You can get a feeling of this if you peruse the sites dedicated to these ‘mere mortal’ formats (ZX Spectrum, C64, Amiga, Atari ST, etc.) and the recent rash of magazines like Retro Gamer, which paint a picture of a closed, lost world cut adrift from contemporary relevance, a domain of slightly dotty, trainspottery collectors who have retreated into their comforting late-80s bubble and have no interest in impressing on the wider world the true influence of the UK and Europe’s domestic games development scene.

Our best games were as significant as anything on the NES. Okay, so nobody outside of Nintendo has ever made a 2D platform game that trumps Mario, but there’s no way – no way – that this is the only criteria by which our entire output can be judged. To assume otherwise is just a holdover from an era when platforming mascots decided the fate of games systems.

In parallel with the American appraisal of the Mega Drive, the European situation has led to whole genres and disciplines falling into obscurity. For instance the ‘arcade adventure’ (Dizzy, Magic Knight, et al), a hugely active genre on the Spectrum and C64 which predated (and surpassed) the nearest NES equivalents, but which has no modern analogue and is all but forgotten today. Or going back further, interactive fiction (text adventures), a genre which is occasionally still paid lip service by the more high-brow end of the games media, but even then is frequently misunderstood. (Often IF games are lazily painted as never having progressed beyond Colossal Cave and Zork, oblivious to Infocom‘s later efforts, which were exceptional in their own right and also paved the way for Sierra and LucasArts’s point-n-click model.)

Obviously, I’m not trying to detract from the truly influential and innovative games in the NES library. My only concern is that we should not view the NES as a system that existed in a vacuum. The machine (like any other) had very clear technical limitations and a development community with fairly diverse, but not all-encompassing genre expertise. Throughout its life, important developments were also happening elsewhere. We should not assume that specific weaknesses of the format (I’m thinking particularly of the profoundly shoddy translations that plagued many NES games) were ‘just how things were’ for the wider industry at the time.
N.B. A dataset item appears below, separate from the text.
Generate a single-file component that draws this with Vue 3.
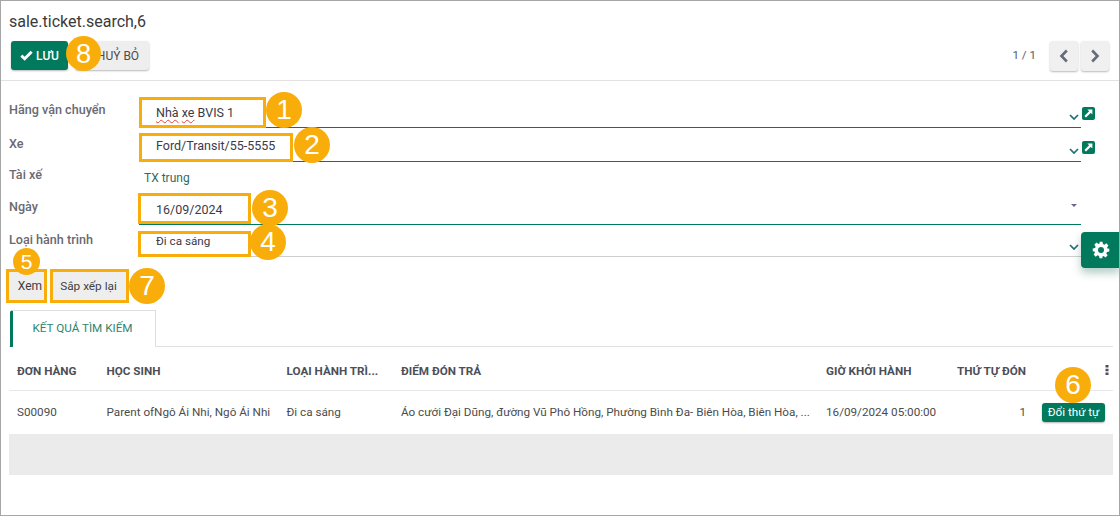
<script setup>
const marks = [
  { n: 1, x: 266, y: 92, s: 36 },
  { n: 2, x: 294, y: 127, s: 36 },
  { n: 3, x: 252, y: 190, s: 36 },
  { n: 4, x: 250, y: 224, s: 36 },
  { n: 5, x: 13, y: 248, s: 27 },
  { n: 6, x: 1055, y: 367, s: 36 },
  { n: 7, x: 129, y: 268, s: 36 },
  { n: 8, x: 66, y: 36, s: 35 },
]
const boxes = [
  { x: 139, y: 97, w: 127, h: 31 },
  { x: 139, y: 133, w: 154, h: 29 },
  { x: 138, y: 193, w: 113, h: 31 },
  { x: 138, y: 231, w: 113, h: 26 },
  { x: 6, y: 269, w: 41, h: 34 },
  { x: 50, y: 269, w: 79, h: 34 },
]
const rows = [
  { label: 'Hãng vận chuyển', value: 'Nhà xe BVIS 1', kind: 'm2o', cls: 'r1', spell: true },
  { label: 'Xe', value: 'Ford/Transit/55-5555', kind: 'm2o', cls: 'r2' },
  { label: 'Tài xế', value: 'TX trung', kind: 'text', cls: 'r3' },
  { label: 'Ngày', value: '16/09/2024', kind: 'date', cls: 'r4' },
  { label: 'Loại hành trình', value: 'Đi ca sáng', kind: 'select', cls: 'r5' },
]
function box(b) {
  return { left: b.x + 'px', top: b.y + 'px', width: b.w + 'px', height: b.h + 'px' }
}
function mark(m) {
  return { left: m.x + 'px', top: m.y + 'px', width: m.s + 'px', height: m.s + 'px', fontSize: (m.s * 0.78) + 'px' }
}
</script>

<template>
  <div class="page">
    <header class="head">
      <div class="title">sale.ticket.search,6</div>
      <div class="bar">
        <button class="btn primary"><svg class="check" viewBox="0 0 14 12"><path d="M1.4 6.2 5 9.6 12.6 2" fill="none" stroke="#fff" stroke-width="3.2"/></svg>LƯU</button>
        <button class="btn cancel">HUỶ BỎ</button>
        <span class="pager">1 / 1</span>
        <button class="btn nav"><svg viewBox="0 0 10 14" width="10" height="14"><path d="M7.8 1.5 2.5 7l5.3 5.5" fill="none" stroke="#666a7a" stroke-width="2.6"/></svg></button>
        <button class="btn nav"><svg viewBox="0 0 10 14" width="10" height="14"><path d="M2.2 1.5 7.5 7l-5.3 5.5" fill="none" stroke="#666a7a" stroke-width="2.6"/></svg></button>
      </div>
    </header>

    <main class="form">
      <div v-for="r in rows" :key="r.label" class="row" :class="r.cls">
        <label class="label">{{ r.label }}</label>
        <div class="field" :class="r.kind">
          <span class="val"><template v-if="r.spell"><span class="wavy">Nhà</span> <span class="wavy">xe</span> BVIS 1</template><template v-else>{{ r.value }}</template></span>
          <svg v-if="r.kind === 'm2o' || r.kind === 'select'" class="chev" viewBox="0 0 10 6"><path d="M1 1l4 4 4-4" fill="none" stroke="#1b6f78" stroke-width="1.7"/></svg>
          <svg v-if="r.kind === 'date'" class="caret" viewBox="0 0 6 3"><path d="M0 0h6L3 3z" fill="#6b6590"/></svg>
        </div>
        <span v-if="r.kind === 'm2o'" class="ext"><svg viewBox="0 0 13 13"><path d="M3.2 9.8 8.6 4.4" fill="none" stroke="#fff" stroke-width="2.2"/><path d="M5.4 2.6h5v5z" fill="#fff"/></svg></span>
      </div>

      <div class="actions">
        <button class="btn act xem">Xem</button>
        <button class="btn act sort">Sắp xếp lại</button>
      </div>

      <div class="tabs"><div class="tab">KẾT QUẢ TÌM KIẾM</div></div>

      <table class="grid">
        <colgroup>
          <col class="c1"><col class="c2"><col class="c3"><col class="c4"><col class="c5"><col class="c6"><col class="c7">
        </colgroup>
        <thead>
          <tr>
            <th>ĐƠN HÀNG</th><th>HỌC SINH</th><th>LOẠI HÀNH TRÌ...</th><th>ĐIỂM ĐÓN TRẢ</th><th>GIỜ KHỞI HÀNH</th><th class="num">THỨ TỰ ĐÓN</th>
            <th class="more"><svg viewBox="0 0 4 10" width="4" height="10"><path d="M0.5 0h3v2.4h-3zM0.5 3.8h3v2.4h-3zM0.5 7.6h3V10h-3z" fill="#4a4f5e"/></svg></th>
          </tr>
        </thead>
        <tbody>
          <tr>
            <td>S00090</td><td>Parent ofNgô Ái Nhi, Ngô Ái Nhi</td><td>Đi ca sáng</td>
            <td class="clip">Áo cưới Đại Dũng, đường Vũ Phô Hồng, Phường Bình Đa- Biên Hòa, Biên Hòa, ...</td>
            <td>16/09/2024 05:00:00</td><td class="num">1</td>
            <td class="cellbtn"><button class="swap">Đổi thứ tự</button></td>
          </tr>
        </tbody>
      </table>
      <div class="band"></div>
    </main>

    <div class="gear">
      <svg viewBox="0 0 24 24" width="18" height="18"><path fill="#fff" fill-rule="evenodd" d="M10 1h4l.6 3.1 1.9.8 2.6-1.8 2.8 2.8-1.8 2.6.8 1.9L23 10v4l-3.1.6-.8 1.9 1.8 2.6-2.8 2.8-2.6-1.8-1.9.8L14 23h-4l-.6-3.1-1.9-.8-2.6 1.8-2.8-2.8 1.8-2.6-.8-1.9L1 14v-4l3.1-.6.8-1.9-1.8-2.6 2.8-2.8 2.6 1.8 1.9-.8zM12 8a4 4 0 1 0 0 8 4 4 0 0 0 0-8z"/></svg>
    </div>

    <div v-for="(b, i) in boxes" :key="'b' + i" class="hl" :style="box(b)"></div>
    <div v-for="m in marks" :key="m.n" class="mark" :style="mark(m)">{{ m.n }}</div>
  </div>
</template>

<style>
html, body { margin: 0; padding: 0; background: #fff; }
</style>

<style scoped>
.page {
  position: relative;
  width: 1120px;
  height: 516px;
  box-sizing: border-box;
  border: 1px solid #a6a6a6;
  background: #fff;
  overflow: hidden;
  font-family: Roboto, "Noto Sans", sans-serif;
  font-size: 12px;
  color: #4c4c4c;
}
.head { height: 80px; box-sizing: border-box; border-bottom: 1px solid #e2e2e2; padding: 11px 10px 0 8px; }
.title { font-size: 16px; line-height: 19px; color: #3a3a3a; }
.bar { display: flex; align-items: flex-start; margin-top: 10px; padding-left: 2px; }
.btn {
  border: 0; font-family: inherit; font-size: 12px; border-radius: 3px; padding: 0;
  display: inline-flex; align-items: center; justify-content: center;
  box-shadow: 0 1px 2px rgba(0,0,0,.28); cursor: pointer;
}
.primary { width: 57px; height: 29px; background: #00795c; color: #fff; font-weight: 500; }
.check { width: 13px; height: 11px; margin-right: 3px; }
.cancel { width: 74px; height: 29px; margin-left: 7px; padding-left: 12px; background: #eeeeee; color: #4c4c4c; font-weight: 400; }
.pager { margin-left: auto; margin-right: 11px; line-height: 29px; font-size: 11.6px; color: #555b66; }
.nav { width: 28px; height: 30px; background: #f0f0f0; margin-left: 3px; }

.form { padding: 0 6px 0 8px; }
.row { position: relative; display: flex; }
.label { width: 130px; flex: none; font-size: 12.6px; font-weight: 500; color: #6a6a72; }
.field { flex: none; width: 942px; box-sizing: border-box; display: flex; align-items: center; padding-left: 17px; font-size: 12.5px; color: #3b3b48; border-bottom: 1px solid #00795c; position: relative; }
.val { flex: 1; }
.wavy { text-decoration: underline wavy #e0453a 1px; text-underline-offset: 2px; }
.chev { width: 10px; height: 6px; position: absolute; right: 2px; bottom: 7px; }
.caret { width: 6px; height: 3px; position: absolute; right: 4px; top: 12px; }
.ext { position: absolute; left: 1073px; width: 13px; height: 13px; background: #00795c; border-radius: 2px; display: flex; }
.ext svg { width: 13px; height: 13px; }
.r1 { margin-top: 17px; }
.r1 .label { padding-top: 4px; }
.r1 .field { height: 30px; padding-top: 0; }
.r1 .ext { top: 9px; }
.r2 { margin-top: 3px; }
.r2 .label { padding-top: 5px; }
.r2 .field { height: 31px; padding-bottom: 1px; }
.r2 .ext { top: 10px; }
.r3 { margin-top: 4px; height: 23px; }
.r3 .label { padding-top: 1px; }
.r3 .field { border: 0; color: #2d6d63; padding-left: 5px; padding-top: 0; font-size: 12px; }
.r4 { margin-top: 3px; }
.r4 .label { padding-top: 7px; }
.r4 .field { height: 33px; padding-top: 2px; }
.r5 { margin-top: 0; }
.r5 .label { padding-top: 7px; }
.r5 .field { height: 32px; border-bottom-color: #cfcfcf; padding-top: 0; padding-bottom: 0; font-size: 11.7px; }
.r5 .val { position: relative; top: 0; }
.r5 .chev { bottom: 6px; }

.actions { display: flex; gap: 9px; margin-top: 13px; margin-left: -1px; }
.act { height: 31px; background: #eeeeee; color: #3f3f3f; box-shadow: none; border-radius: 2px; font-weight: 400; }
.xem { width: 36px; padding-left: 8px; }
.sort { width: 73px; padding-right: 2px; font-size: 11.8px; }

.tabs { margin-top: 9px; height: 36px; border-bottom: 1px solid #e2e2e2; }
.tab {
  width: 146px; height: 37px; box-sizing: border-box; margin-left: 1px; padding-right: 3px;
  border: 1px solid #dedede; border-bottom: 0; border-left: 3px solid #00795c; border-radius: 3px 0 0 0;
  background: #fff; color: #2e8570; font-size: 11.7px; line-height: 34px; text-align: center;
}
.grid { border-collapse: collapse; table-layout: fixed; width: 1104px; }
.c1 { width: 89.5px; } .c2 { width: 180px; } .c3 { width: 114.5px; } .c4 { width: 425px; } .c5 { width: 120px; } .c6 { width: 88px; } .c7 { width: 87px; }
th { height: 43px; box-sizing: border-box; padding: 5px 0 0 8px; text-align: left; font-size: 11.7px; font-weight: 700; color: #4c4f58; border-bottom: 1px solid #e8e8e8; white-space: nowrap; }
td { height: 44px; box-sizing: border-box; padding: 0 0 0 8px; font-size: 11.7px; color: #4c4c4c; white-space: nowrap; }
th.num, td.num { text-align: right; padding-left: 0; }
.clip { overflow: hidden; }
th.more { text-align: right; padding-right: 4px; }
.cellbtn { padding: 0 8px 0 0; text-align: right; }
.swap { width: 63px; height: 19px; padding: 0; border: 0; border-radius: 3px; background: #00795c; color: #fff; font: 400 11.7px Roboto, sans-serif; box-shadow: 0 1px 2px rgba(0,0,0,.3); }
.band { width: 1104px; height: 41px; background: #ebebeb; }

.gear {
  position: absolute; left: 1080px; top: 231px; width: 39px; height: 36px;
  background: #00795c; border-radius: 4px 0 0 4px;
  display: flex; align-items: center; justify-content: center;
  box-shadow: 0 5px 8px rgba(0,90,70,.3);
}
.hl { position: absolute; box-sizing: border-box; border: 3px solid #f9ad0a; margin: -1px 0 0 -1px; }
.mark {
  position: absolute; margin: -1px 0 0 -1px; border-radius: 50%; background: #f9ad0a; color: #fff;
  display: flex; align-items: center; justify-content: center;
  font-family: "Liberation Sans", Arial, sans-serif;
}
</style>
We should not let admiration and respect of the NES’s best games act as a license to overstate the case for it’s more mediocre efforts. For instance, you would surely have to be some sort of dim-witted, entertainment-starved poltroon to claim that Mike Tyson’s Punch-Out! was ever fun for more than five minutes, and yet it crops up time and again in U.S.-originated ‘Top 100 Games of All Time’ lists. Even the good games aren’t immune to the ravages of time: For instance, is there any valid reason for someone to play Metroid today, given that Super Metroid exists?

Having identified this problem, I’m unfortunately at a loss to offer a workable solution. The numbers seem insurmountable: I expect there are millions of gamers out there who’ve never held a NES controller and yet are in the thrall of it’s insidious propaganda. The lowest-common-denominator magazines and web portals will always find it cheaper to transcribe the NES-oriented parts of The First Quarter and Game Over than to actually do some research. Perhaps the only hope is to try to implant our forgotten achievements into the public conscious – Way of the Rodent seem to be making some headway on this front, but more needs to be done. Your assignment for this week is to appear on breakfast news dressed as Monty Mole. Or Alex Kidd.

Robin Clarke defies you to name a Master System game other than Phantasy Star.